Nous avons d'ailleurs été
choqués par les déclarations du Ministre des Affaires
Etrangères de l'époque Monsieur DOUSTE BLAZY se
félicitant de cette avancée du droit humanitaire
à l'occasion de la signature de la convention à
Paris, sans mentionner une seule fois notre drame et nos attentes
et se contentant d'évoquer le drame des disparus d'Amérique
du Sud.
Très récemment,
Monsieur François FILLON, notre premier Ministre a rendu
hommage aux disparus de la « sale guerre »
des années 1976 en Argentine : « La
France sera toujours à vos côtés pour vous
aider à faire établir la justice »,
a également promis François Fillon à l'avocat
des familles des disparus français.
Notre
pays considère-t-il qu'il y a des bonnes et des mauvaises
victimes au point de ne jamais évoquer notre drame ?

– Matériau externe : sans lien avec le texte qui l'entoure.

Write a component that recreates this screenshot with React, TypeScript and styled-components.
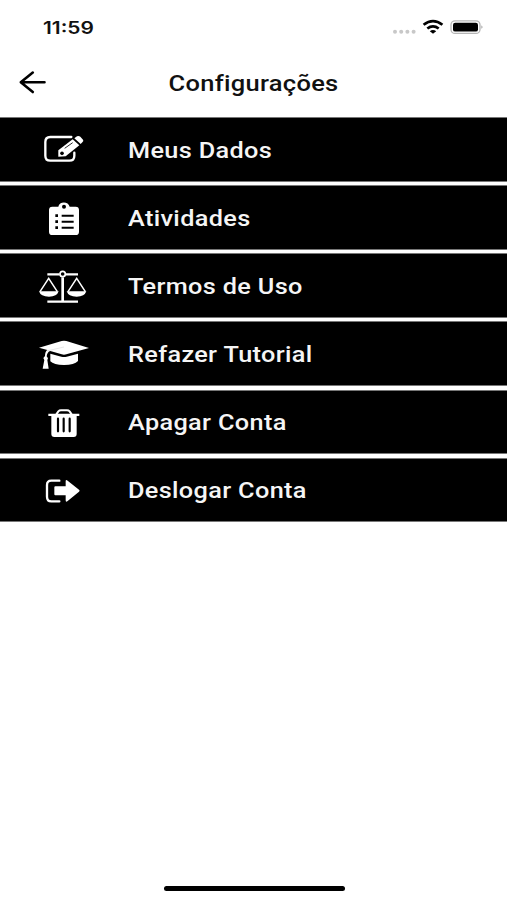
import React from "react";
import styled, { createGlobalStyle } from "styled-components";

const GlobalStyle = createGlobalStyle`
  * { box-sizing: border-box; }
  body { margin: 0; background: #fff; font-family: Roboto, sans-serif; }
`;

const Screen = styled.div`
  width: 507px;
  height: 900px;
  display: flex;
  flex-direction: column;
  background: #fff;
  overflow: hidden;
`;

const StatusBar = styled.div`
  height: 54px;
  flex: none;
  display: flex;
  justify-content: space-between;
  padding: 0 22px 0 43px;
`;

const Clock = styled.time`
  font: 600 17px/56px Inter, sans-serif;
  color: #111;
  white-space: nowrap;
  transform: scaleX(1.23);
  transform-origin: left center;
`;

const StatusIcons = styled.svg`
  width: 95px;
  height: 54px;
  display: block;
`;

const Header = styled.header`
  height: 63.2px;
  flex: none;
  display: grid;
  grid-template-columns: 64px 1fr 64px;
`;

const BackButton = styled.button`
  border: 0;
  padding: 0;
  background: none;
  height: 56px;
`;

const BackIcon = styled.svg`
  width: 64px;
  height: 56px;
  display: block;
`;

const Title = styled.h1`
  margin: 0;
  text-align: center;
  font-size: 21.5px;
  font-weight: 500;
  line-height: 59px;
  color: #111;
  letter-spacing: 0.25px;
  transform: scaleX(1.185);
`;

const Menu = styled.nav`
  display: flex;
  flex-direction: column;
  gap: 3.5px;
`;

const MenuRow = styled.button`
  height: 64.6px;
  width: 100%;
  padding: 0;
  border: solid #777;
  border-width: 1px 0;
  display: flex;
  align-items: center;
  background: #000;
  color: #fff;
`;

const MenuIcon = styled.svg`
  width: 128px;
  height: 64px;
  flex: none;
  display: block;
`;

const Label = styled.span`
  font: 500 21.5px/64px Roboto, sans-serif;
  padding-top: 3px;
  white-space: nowrap;
  letter-spacing: 0.3px;
  color: #f5f5f5;
  transform: scaleX(1.175);
  transform-origin: left center;
`;

const Footer = styled.footer`
  margin-top: auto;
  height: 14.5px;
  display: flex;
  justify-content: center;
`;

const HomeIndicator = styled.div`
  width: 181px;
  height: 5px;
  margin-left: 1px;
  border-radius: 3px;
  background: #000;
`;

const EditArt = () => (
  <>
    <path d="M154 81H91Q76 81 76 96V137Q76 152 91 152H148Q163 152 163 137V128" fill="none" stroke="#fff" strokeWidth="7" strokeLinecap="round" />
    <path d="M115 140V121L158 88L178 106L137 139Z" fill="#fff" />
    <path d="M163 85L171 79Q176 76 181 80L189 89Q192 93 187 97L182 102Z" fill="#fff" />
    <path d="M134 115L158 98" stroke="#000" strokeWidth="2.5" />
    <circle cx="126" cy="130" r="5.5" fill="#000" />
  </>
);

const ClipboardArt = () => (
  <>
    <path d="M97 287H115C117 270 146 270 149 287H167Q177 287 177 297V362Q177 372 167 372H97Q87 372 87 362V297Q87 287 97 287Z" fill="#fff" />
    <circle cx="132" cy="287" r="6" fill="#000" />
    <path d="M125 314H161M125 332H161M125 350H161" stroke="#000" strokeWidth="6" />
    <path d="M106 314H114M106 332H114M106 350H114" stroke="#000" strokeWidth="8" />
  </>
);

const ScalesArt = () => (
  <>
    <g fill="none" stroke="#fff">
      <path d="M82 71H119M137 71H174M82 153H174" strokeWidth="7" />
      <path d="M128 80V151" strokeWidth="8" />
      <circle cx="128" cy="70" r="8" strokeWidth="5" />
      <path d="M60 123L86 83L112 123M144 123L170 83L196 123" strokeWidth="4.5" />
    </g>
    <path d="M57 122H116Q111 138 87 138Q62 138 57 122ZM140 122H199Q194 138 170 138Q145 138 140 122Z" fill="#fff" />
  </>
);

const GraduationArt = () => (
  <>
    <path d="M57 291L125 271Q132 269 139 271L207 292L139 311Q132 313 125 311L91 301Q82 303 80 317L84 323L82 328L86 354H68L73 328L70 322L75 316Q75 303 82 298Z" fill="#fff" />
    <path d="M91 309L124 318Q132 320 140 318L174 309V331Q163 343 132 343Q101 343 91 332Z" fill="#fff" />
    <path d="M80 301L132 289" stroke="#ddd" strokeWidth="2" />
  </>
);

const TrashArt = () => (
  <>
    <path d="M109 86L115 77Q118 74 123 74H141Q146 74 149 77L155 86" fill="none" stroke="#fff" strokeWidth="6" />
    <path d="M85 84H178V91H170V145Q170 154 161 154H103Q94 154 94 145V91H85Z" fill="#fff" />
    <path d="M114 99V137M131 99V137M149 99V137" stroke="#000" strokeWidth="6.5" strokeLinecap="round" />
  </>
);

const LogoutArt = () => (
  <>
    <path d="M118 285H94Q81 285 81 298V333Q81 347 94 347H118" fill="none" stroke="#fff" strokeWidth="7" strokeLinecap="round" />
    <path d="M103 305Q103 302 106 302H137V287Q137 280 143 285L177 312Q181 315 177 318L143 346Q137 351 137 344V329H106Q103 329 103 326Z" fill="#fff" />
  </>
);

const items = [
  { label: "Meus Dados", top: 21, Art: EditArt },
  { label: "Atividades", top: 225, Art: ClipboardArt },
  { label: "Termos de Uso", top: 10, Art: ScalesArt },
  { label: "Refazer Tutorial", top: 214, Art: GraduationArt },
  { label: "Apagar Conta", top: 13, Art: TrashArt },
  { label: "Deslogar Conta", top: 217, Art: LogoutArt },
];

export default function App() {
  return (
    <Screen>
      <GlobalStyle />
      <StatusBar>
        <Clock>11:59</Clock>
        <StatusIcons viewBox="390 0 95 54">
          <g fill="#c8c8c8">
            <circle cx="395" cy="31.7" r="2" />
            <circle cx="401.2" cy="31.7" r="2" />
            <circle cx="407.4" cy="31.7" r="2" />
            <circle cx="413.6" cy="31.7" r="2" />
          </g>
          <g fill="none" stroke="#000" strokeWidth="2.7">
            <path d="M423.6 24.8Q433 17.4 442.4 24.8" />
            <path d="M427.3 28.5Q433 24.2 438.7 28.5" />
          </g>
          <path d="M429.8 31.2Q433 28.8 436.2 31.2L433 33.8Z" fill="#000" />
          <rect x="451" y="20.8" width="29" height="12.6" rx="4" fill="#fff" stroke="#b5b5b5" strokeWidth="1.3" />
          <rect x="453" y="22.8" width="25" height="8.8" rx="2.2" fill="#000" />
          <path d="M481.5 25.2Q483.4 27 481.5 28.8Z" fill="#888" />
        </StatusIcons>
      </StatusBar>
      <Header>
        <BackButton aria-label="Voltar">
          <BackIcon viewBox="0 54 64 56">
            <path d="M44.5 82.2H21M32.8 72.6L20.8 82.2L32.8 92" fill="none" stroke="#000" strokeWidth="2.6" strokeLinecap="round" strokeLinejoin="round" />
          </BackIcon>
        </BackButton>
        <Title>Configurações</Title>
      </Header>
      <Menu>
        {items.map(({ label, top, Art }) => (
          <MenuRow key={label}>
            <MenuIcon viewBox={`-60 ${top} 384 192`} aria-hidden="true">
              <Art />
            </MenuIcon>
            <Label>{label}</Label>
          </MenuRow>
        ))}
      </Menu>
      <Footer>
        <HomeIndicator />
      </Footer>
    </Screen>
  );
}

3/ RECONNAISSANCE DES PREJUDICES
MORAUX ET MATERIELS SUBIS
Mais la reconnaissance
des souffrances et la reconnaissance du droit de savoir ne peuvent
être dissociées du droit à la réparation
matérielle car tout préjudice subi ouvre droit à
réparation matérielle.
La Convention précitée
prévoit également le droit à réparation
morale (Art 24 - 5 c - rétablissement de la dignité
et de la réputation) et matérielle des familles
de disparus.
Dans sa lettre en
date du 3 Avril 2007 le candidat Nicolas SARKOZY , devenu
Président de la République s'engage, s'il est élu,
« que dans un souci d'équité,il sera
mis un terme à l'empilement des dispositifsÉ..par un décret
unique abrogeant , remplaçant et complétant ceux
de 2000 et 2004 » (décrets ayant institués des mesures de réparation
pour les orphelins dont les parents ont été victimes
de persécutions antisémites ou victimes d'actes
de barbarie durant la deuxième guerre mondiale.) « ce
décret instituera une mesure de réparation pour
tous les orphelins de guerre qui n'auraient pas bénéficié
des précédentes mesures »
Nous attendons que
l'expression de la solidarité nationale se manifeste en
faveur des familles traumatisées car, encore une fois,
il ne peut y avoir de bonnes et de mauvaises victimes dans un
conflit.
En vous remerciant
encore pour votre écoute, veuillez agréer, Monsieur
le Préfet, l'expression de toute notre considération.